- [TASK INSTRUCTIONS]:
Retype the data exactly, from its first line to the line containing "Calendar, Search, Plus", including both, and skip any picture.
***
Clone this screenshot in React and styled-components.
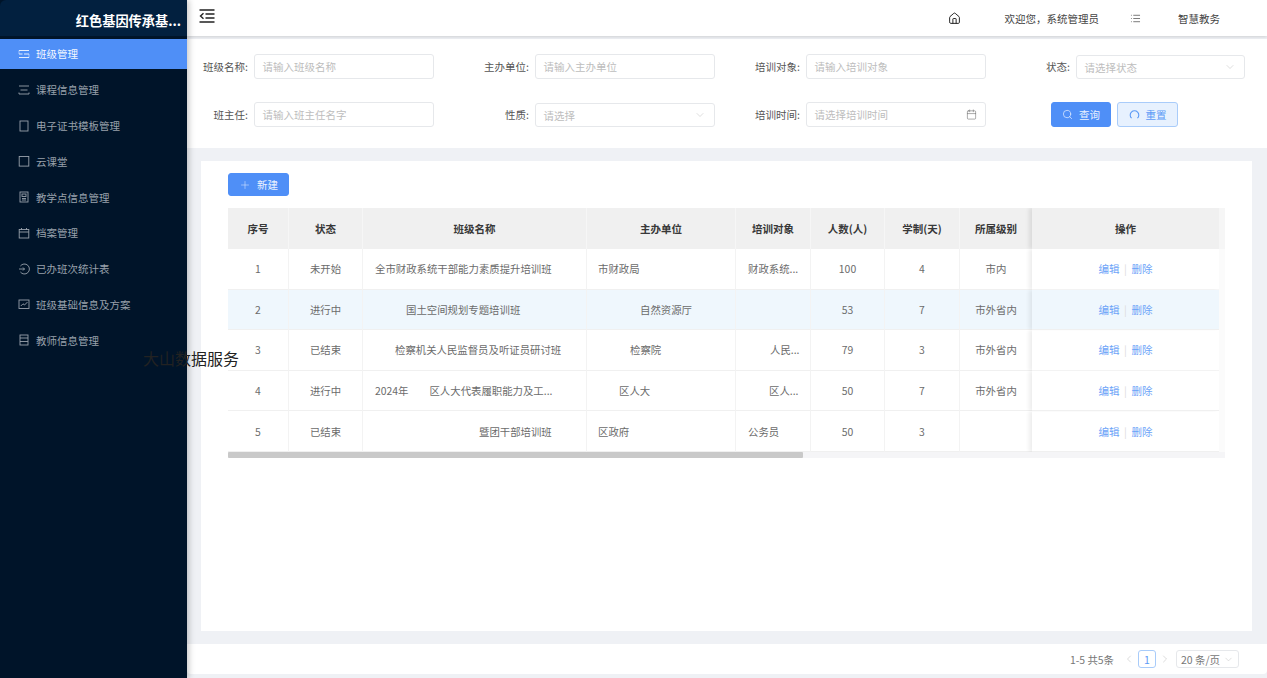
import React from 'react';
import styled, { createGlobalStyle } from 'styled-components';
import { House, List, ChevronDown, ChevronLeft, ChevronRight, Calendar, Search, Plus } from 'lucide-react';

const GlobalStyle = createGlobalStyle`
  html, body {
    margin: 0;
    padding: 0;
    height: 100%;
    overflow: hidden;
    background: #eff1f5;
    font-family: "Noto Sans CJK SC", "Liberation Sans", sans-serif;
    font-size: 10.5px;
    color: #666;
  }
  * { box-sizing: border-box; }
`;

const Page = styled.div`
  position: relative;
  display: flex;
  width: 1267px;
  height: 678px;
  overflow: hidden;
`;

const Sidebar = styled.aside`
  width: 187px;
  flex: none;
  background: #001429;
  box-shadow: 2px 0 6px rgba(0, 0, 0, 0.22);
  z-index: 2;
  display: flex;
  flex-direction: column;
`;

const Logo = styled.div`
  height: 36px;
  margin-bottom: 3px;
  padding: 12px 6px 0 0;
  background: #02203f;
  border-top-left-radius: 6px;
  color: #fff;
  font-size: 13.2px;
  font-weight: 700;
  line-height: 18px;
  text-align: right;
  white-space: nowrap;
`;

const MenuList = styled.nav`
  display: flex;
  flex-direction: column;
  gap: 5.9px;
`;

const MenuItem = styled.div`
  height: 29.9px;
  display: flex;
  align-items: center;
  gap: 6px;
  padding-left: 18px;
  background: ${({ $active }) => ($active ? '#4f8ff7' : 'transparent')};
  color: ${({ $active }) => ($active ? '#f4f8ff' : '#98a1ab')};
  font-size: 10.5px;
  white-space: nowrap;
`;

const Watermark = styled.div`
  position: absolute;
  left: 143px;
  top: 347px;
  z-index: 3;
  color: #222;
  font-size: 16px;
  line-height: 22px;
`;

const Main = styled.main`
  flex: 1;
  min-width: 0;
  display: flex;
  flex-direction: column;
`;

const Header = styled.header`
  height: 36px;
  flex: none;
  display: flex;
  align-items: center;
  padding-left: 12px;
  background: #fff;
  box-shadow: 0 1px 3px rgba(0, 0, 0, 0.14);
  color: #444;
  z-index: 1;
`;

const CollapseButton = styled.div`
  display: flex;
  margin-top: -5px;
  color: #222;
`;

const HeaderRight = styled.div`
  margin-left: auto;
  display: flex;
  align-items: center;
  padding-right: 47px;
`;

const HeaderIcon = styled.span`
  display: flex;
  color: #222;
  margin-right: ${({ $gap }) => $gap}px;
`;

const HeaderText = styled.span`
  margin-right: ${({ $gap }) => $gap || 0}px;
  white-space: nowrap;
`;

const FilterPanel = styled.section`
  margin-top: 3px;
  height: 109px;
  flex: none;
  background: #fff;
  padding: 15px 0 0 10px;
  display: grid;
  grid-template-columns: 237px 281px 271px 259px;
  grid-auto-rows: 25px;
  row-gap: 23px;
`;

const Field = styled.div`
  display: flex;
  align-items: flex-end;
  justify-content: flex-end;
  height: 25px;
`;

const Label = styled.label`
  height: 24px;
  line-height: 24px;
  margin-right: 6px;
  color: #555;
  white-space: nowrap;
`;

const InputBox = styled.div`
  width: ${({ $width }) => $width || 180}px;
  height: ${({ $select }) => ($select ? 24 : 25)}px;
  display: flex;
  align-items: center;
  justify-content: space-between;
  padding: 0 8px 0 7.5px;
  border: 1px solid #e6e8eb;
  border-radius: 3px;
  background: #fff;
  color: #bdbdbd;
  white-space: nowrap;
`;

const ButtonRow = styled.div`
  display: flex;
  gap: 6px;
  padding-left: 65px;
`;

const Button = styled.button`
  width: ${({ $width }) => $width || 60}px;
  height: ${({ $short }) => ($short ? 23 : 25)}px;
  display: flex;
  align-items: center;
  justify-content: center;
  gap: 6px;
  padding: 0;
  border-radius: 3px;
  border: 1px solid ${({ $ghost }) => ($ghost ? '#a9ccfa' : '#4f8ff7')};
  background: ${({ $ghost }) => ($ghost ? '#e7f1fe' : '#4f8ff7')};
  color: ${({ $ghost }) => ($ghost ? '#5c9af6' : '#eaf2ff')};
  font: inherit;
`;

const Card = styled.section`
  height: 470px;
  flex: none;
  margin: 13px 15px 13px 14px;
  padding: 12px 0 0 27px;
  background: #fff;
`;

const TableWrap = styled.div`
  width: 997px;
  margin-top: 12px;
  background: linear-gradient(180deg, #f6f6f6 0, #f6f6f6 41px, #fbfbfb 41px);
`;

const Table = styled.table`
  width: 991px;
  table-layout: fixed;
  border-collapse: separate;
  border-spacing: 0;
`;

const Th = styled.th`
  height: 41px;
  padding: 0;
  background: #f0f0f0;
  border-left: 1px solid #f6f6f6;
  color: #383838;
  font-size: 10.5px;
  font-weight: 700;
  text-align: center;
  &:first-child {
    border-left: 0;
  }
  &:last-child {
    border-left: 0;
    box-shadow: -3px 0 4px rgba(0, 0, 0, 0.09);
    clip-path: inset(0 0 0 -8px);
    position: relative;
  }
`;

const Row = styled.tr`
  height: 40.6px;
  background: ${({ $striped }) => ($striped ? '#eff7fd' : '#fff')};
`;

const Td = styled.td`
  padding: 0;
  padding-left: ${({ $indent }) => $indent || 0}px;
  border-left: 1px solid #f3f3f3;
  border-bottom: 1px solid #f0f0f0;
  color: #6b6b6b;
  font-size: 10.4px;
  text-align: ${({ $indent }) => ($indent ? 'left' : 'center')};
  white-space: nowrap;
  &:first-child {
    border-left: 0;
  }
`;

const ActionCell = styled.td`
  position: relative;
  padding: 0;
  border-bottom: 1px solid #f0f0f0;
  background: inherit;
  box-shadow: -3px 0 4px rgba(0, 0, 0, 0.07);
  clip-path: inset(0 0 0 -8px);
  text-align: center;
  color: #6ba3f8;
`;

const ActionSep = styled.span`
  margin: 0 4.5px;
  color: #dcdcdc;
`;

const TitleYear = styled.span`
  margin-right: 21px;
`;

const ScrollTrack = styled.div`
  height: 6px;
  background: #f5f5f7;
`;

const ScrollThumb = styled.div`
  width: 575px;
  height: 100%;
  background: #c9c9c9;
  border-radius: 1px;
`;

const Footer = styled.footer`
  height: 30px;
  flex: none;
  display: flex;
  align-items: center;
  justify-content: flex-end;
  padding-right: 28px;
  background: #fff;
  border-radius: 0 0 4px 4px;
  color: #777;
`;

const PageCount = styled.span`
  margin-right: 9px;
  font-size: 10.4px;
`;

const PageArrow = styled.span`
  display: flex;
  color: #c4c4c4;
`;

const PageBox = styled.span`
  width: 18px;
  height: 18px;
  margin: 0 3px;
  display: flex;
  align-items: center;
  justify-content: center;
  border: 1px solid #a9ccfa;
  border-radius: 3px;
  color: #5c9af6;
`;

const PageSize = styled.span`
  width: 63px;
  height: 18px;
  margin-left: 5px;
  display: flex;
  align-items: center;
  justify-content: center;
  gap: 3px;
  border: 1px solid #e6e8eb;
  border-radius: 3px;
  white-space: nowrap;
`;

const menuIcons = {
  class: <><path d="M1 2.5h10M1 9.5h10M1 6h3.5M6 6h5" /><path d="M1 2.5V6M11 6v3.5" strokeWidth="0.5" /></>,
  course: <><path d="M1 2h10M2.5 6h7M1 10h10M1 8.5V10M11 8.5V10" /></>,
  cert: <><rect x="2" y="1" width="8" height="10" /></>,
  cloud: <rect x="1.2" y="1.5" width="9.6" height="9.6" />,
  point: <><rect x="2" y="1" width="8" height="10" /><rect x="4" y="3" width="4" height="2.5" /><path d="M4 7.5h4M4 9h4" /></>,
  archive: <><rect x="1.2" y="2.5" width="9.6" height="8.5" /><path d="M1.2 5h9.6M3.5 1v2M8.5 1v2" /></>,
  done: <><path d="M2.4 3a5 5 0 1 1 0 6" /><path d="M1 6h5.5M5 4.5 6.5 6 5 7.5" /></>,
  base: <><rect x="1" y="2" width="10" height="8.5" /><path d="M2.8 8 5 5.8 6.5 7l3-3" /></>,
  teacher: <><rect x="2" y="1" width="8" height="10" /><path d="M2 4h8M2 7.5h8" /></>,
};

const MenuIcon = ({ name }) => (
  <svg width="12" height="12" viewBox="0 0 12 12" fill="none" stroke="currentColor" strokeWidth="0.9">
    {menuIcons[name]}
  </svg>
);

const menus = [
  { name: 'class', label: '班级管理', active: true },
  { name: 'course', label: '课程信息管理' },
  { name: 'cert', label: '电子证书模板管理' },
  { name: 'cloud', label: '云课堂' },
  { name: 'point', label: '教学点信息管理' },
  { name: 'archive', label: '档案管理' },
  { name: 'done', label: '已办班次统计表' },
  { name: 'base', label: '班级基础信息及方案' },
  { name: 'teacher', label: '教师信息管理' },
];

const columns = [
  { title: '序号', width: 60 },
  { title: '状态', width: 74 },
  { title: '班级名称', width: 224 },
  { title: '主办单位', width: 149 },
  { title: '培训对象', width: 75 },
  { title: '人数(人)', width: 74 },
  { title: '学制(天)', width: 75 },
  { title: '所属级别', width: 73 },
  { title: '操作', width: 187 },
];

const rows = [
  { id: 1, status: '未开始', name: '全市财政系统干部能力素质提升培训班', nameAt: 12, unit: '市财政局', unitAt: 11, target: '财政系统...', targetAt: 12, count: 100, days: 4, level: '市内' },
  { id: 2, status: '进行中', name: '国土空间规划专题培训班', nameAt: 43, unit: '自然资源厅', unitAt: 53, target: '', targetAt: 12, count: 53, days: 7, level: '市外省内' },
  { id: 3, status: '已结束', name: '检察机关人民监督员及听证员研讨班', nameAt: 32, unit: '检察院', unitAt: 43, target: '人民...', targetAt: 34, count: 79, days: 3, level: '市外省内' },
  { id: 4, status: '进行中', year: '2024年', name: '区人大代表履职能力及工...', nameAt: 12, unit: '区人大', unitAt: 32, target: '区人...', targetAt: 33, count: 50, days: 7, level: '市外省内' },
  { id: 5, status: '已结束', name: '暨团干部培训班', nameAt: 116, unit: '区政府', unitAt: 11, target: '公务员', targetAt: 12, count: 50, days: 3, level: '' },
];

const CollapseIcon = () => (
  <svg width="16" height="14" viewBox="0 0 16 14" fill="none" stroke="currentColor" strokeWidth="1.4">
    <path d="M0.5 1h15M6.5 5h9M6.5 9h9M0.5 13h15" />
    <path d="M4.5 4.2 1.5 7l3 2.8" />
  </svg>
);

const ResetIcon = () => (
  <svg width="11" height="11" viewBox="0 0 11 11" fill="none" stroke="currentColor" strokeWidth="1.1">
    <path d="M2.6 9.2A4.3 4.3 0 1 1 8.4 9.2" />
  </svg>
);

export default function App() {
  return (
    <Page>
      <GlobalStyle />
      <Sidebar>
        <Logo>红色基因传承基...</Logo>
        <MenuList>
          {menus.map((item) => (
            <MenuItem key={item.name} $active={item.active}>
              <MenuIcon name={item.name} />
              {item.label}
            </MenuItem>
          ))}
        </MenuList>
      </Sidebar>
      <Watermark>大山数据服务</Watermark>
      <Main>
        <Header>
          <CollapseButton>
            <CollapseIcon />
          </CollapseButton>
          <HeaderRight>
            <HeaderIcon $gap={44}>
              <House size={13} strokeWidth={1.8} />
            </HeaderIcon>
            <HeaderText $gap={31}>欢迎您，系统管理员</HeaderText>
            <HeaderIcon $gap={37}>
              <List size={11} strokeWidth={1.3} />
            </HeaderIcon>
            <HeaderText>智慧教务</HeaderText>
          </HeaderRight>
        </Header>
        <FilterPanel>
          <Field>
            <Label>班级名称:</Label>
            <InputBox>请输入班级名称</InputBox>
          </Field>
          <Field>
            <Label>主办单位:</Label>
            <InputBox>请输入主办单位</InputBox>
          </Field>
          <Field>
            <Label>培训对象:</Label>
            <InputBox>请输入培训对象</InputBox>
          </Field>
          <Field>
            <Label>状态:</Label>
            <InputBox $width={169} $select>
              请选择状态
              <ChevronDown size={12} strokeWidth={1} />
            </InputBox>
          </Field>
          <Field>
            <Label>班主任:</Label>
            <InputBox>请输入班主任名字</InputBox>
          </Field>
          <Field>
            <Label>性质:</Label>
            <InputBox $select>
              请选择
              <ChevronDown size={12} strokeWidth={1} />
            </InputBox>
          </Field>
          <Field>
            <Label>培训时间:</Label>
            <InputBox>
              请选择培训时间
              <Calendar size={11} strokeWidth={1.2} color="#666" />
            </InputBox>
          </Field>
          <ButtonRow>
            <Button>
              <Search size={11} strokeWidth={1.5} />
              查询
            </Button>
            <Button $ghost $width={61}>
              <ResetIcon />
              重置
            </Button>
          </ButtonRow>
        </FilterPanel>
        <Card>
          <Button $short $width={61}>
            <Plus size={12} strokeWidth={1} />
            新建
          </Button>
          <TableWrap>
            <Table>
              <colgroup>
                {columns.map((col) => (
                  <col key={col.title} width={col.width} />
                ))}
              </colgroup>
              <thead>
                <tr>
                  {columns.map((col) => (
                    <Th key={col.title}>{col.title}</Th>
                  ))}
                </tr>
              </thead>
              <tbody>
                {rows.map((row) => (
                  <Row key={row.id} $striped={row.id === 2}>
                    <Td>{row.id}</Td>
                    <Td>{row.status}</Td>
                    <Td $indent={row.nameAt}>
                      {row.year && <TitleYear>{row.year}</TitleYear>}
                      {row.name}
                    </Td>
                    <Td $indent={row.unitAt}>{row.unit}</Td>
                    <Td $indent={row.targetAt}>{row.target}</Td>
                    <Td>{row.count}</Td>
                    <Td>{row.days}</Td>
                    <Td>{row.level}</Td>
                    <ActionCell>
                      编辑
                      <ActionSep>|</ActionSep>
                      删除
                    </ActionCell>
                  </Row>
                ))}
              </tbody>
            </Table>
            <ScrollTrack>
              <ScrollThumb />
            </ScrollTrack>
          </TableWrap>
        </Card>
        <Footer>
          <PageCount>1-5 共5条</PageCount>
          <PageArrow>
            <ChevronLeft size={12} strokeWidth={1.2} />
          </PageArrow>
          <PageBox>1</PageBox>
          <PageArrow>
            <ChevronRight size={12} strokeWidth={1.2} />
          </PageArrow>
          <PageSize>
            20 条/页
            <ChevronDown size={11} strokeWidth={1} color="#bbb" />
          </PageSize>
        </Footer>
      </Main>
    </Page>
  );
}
***
- [RESPONSE TO THIS TASK]:
Clone this screenshot in React and styled-components.
import React from 'react';
import styled, { createGlobalStyle } from 'styled-components';
import { House, List, ChevronDown, ChevronLeft, ChevronRight, Calendar, Search, Plus } from 'lucide-react';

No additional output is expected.